Combined effects of hydrostatic pressure and temperature on diamagnetic susceptibility, dipole moment and optical band gap properties of Hemi-Quantum Ring: Presence of a single off-center donor atom

In this study, we have investigated the combined influence of hydrostatic pressure and temperature on the electronic and optical properties of an electron and a off-center atom confined in a Hemi Quantum Ring. To analyze the system, we employed the finite difference method, considering the effective mass approximation and an infinite confinement potential. Our study examines the permanent dipole moment and diamagnetic susceptibility under the influence of the donor atom’s position, temperature, and applied hydrostatic pressure in the three directions Rg, Rc and φ0. Our results reveal that the permanent dipole moment increases as the geometric confinement decreases, while the diamagnetic susceptibility exhibits a negative behavior and is influenced by temperature and hydrostatic pressure. Furthermore, we observed that the bandgap and the optical bandgap are sensitive to variations in temperature and the size of the HQR (Hemi Quantum Ring) nanostructure.
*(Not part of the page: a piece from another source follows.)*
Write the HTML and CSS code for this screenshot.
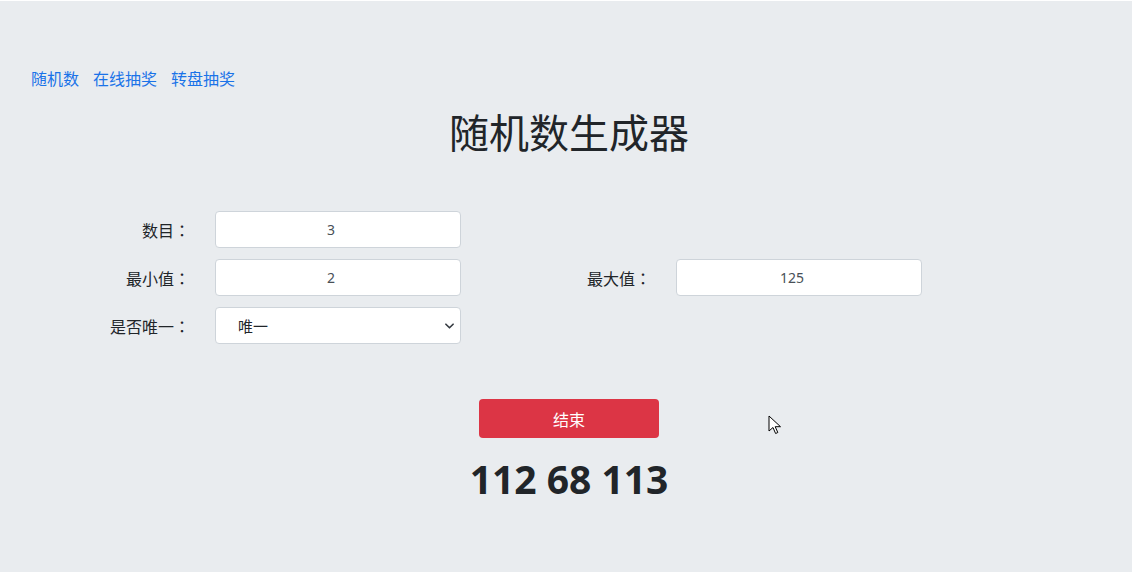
FILE: index.html
```html
<!DOCTYPE html>
<html lang="zh-CN">
<head>
<meta charset="utf-8">
<title>随机数生成器</title>
<link rel="stylesheet" href="styles.css">
</head>
<body>
<div class="page">
  <nav class="nav">
    <a href="#">随机数</a>
    <a href="#">在线抽奖</a>
    <a href="#">转盘抽奖</a>
  </nav>
  <h1 class="title">随机数生成器</h1>
  <form class="form">
    <label class="label">数目<span class="colon">：</span></label>
    <div class="field"><input class="input" type="text" value="3"></div>
    <div class="empty"></div>
    <div class="empty"></div>

    <label class="label">最小值<span class="colon">：</span></label>
    <div class="field"><input class="input" type="text" value="2"></div>
    <label class="label">最大值<span class="colon">：</span></label>
    <div class="field"><input class="input" type="text" value="125"></div>

    <label class="label">是否唯一<span class="colon">：</span></label>
    <div class="field">
      <div class="select">
        <span>唯一</span>
        <svg class="chev" viewBox="0 0 10 6" width="9" height="6"><path d="M1 1l4 4 4-4" fill="none" stroke="#343a40" stroke-width="1.8" stroke-linecap="round" stroke-linejoin="round"/></svg>
      </div>
    </div>
  </form>
  <div class="actions">
    <button class="btn" type="button">结束</button>
  </div>
  <div class="result">112 68 113</div>
  <svg class="cursor" viewBox="0 0 14 20" width="14" height="20"><path d="M1 1v15l4-3.5 2.6 6 2.2-1-2.6-5.8H12.5z" fill="#fff" stroke="#000" stroke-width="1" stroke-linejoin="round"/></svg>
</div>
</body>
</html>
```
FILE: styles.css
```css
html, body {
  margin: 0;
  padding: 0;
  background: #ffffff;
}
body {
  font-family: "Noto Sans", "Noto Sans CJK SC", sans-serif;
  color: #212529;
}
.page {
  position: relative;
  box-sizing: border-box;
  margin: 1px 2px 0 0;
  height: 571px;
  background: #e9ecef;
  padding: 65px 10px 0 16px;
}
.nav {
  display: flex;
  gap: 14px;
  padding-left: 15px;
  font-size: 16px;
  line-height: 24px;
}
.nav a {
  color: #1a73e8;
  text-decoration: none;
  font-family: "Noto Sans CJK SC", sans-serif;
}
.title {
  margin: 17px 0 0 0;
  text-align: center;
  font-family: "Noto Sans CJK SC", sans-serif;
  font-weight: 400;
  font-size: 40px;
  line-height: 48px;
  color: #212529;
}
.form {
  margin-top: 56px;
  display: grid;
  grid-template-columns: 184px 276px 185px 276px;
  grid-auto-rows: 37px;
  row-gap: 11px;
}
.label {
  display: flex;
  align-items: center;
  justify-content: flex-end;
  padding-right: 10px;
  font-family: "Noto Sans CJK SC", sans-serif;
  font-size: 16px;
  color: #212529;
}
.colon {
  font-family: "Noto Sans CJK JP", sans-serif;
}
.field {
  padding: 0 15px;
}
.input, .select {
  box-sizing: border-box;
  width: 246px;
  height: 37px;
  border: 1px solid #ced4da;
  border-radius: 4px;
  background: #fff;
  font-family: "Noto Sans", sans-serif;
  font-size: 14px;
  color: #495057;
  text-align: center;
  outline: none;
  padding: 0 26px 0 12px;
}
.select {
  display: flex;
  align-items: center;
  justify-content: space-between;
  padding: 0 6px 0 22px;
  font-family: "Noto Sans CJK SC", sans-serif;
  font-size: 15px;
  color: #212529;
}
.chev {
  display: block;
}
.actions {
  margin-top: 55px;
  display: flex;
  justify-content: center;
}
.btn {
  width: 180px;
  height: 39px;
  border: none;
  border-radius: 4px;
  background: #dc3545;
  color: #fff;
  font-family: "Noto Sans CJK SC", sans-serif;
  font-size: 16px;
  cursor: pointer;
}
.result {
  margin-top: 17px;
  text-align: center;
  font-family: "Open Sans", "Noto Sans", sans-serif;
  font-weight: 700;
  font-size: 39px;
  line-height: 48px;
  color: #212529;
}
.cursor {
  position: absolute;
  left: 768px;
  top: 414px;
}
```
The study on the combined influence of hydrostatic pressure and temperature on the electronic and optical properties of an electron and an off-center atom confined in a Hemi Quantum Ring has potential real-world applications in the development of electronic and optical devices. •Electronic and optical properties of confined electron and an off-center atom in quantum ring.•Combined effects of hydrostatic pressure and temperature are examined.•Finite difference method is employed within the effective mass approximation.•Permanent dipole moment, diamagnetic susceptibility and optical bandgap are analyzed.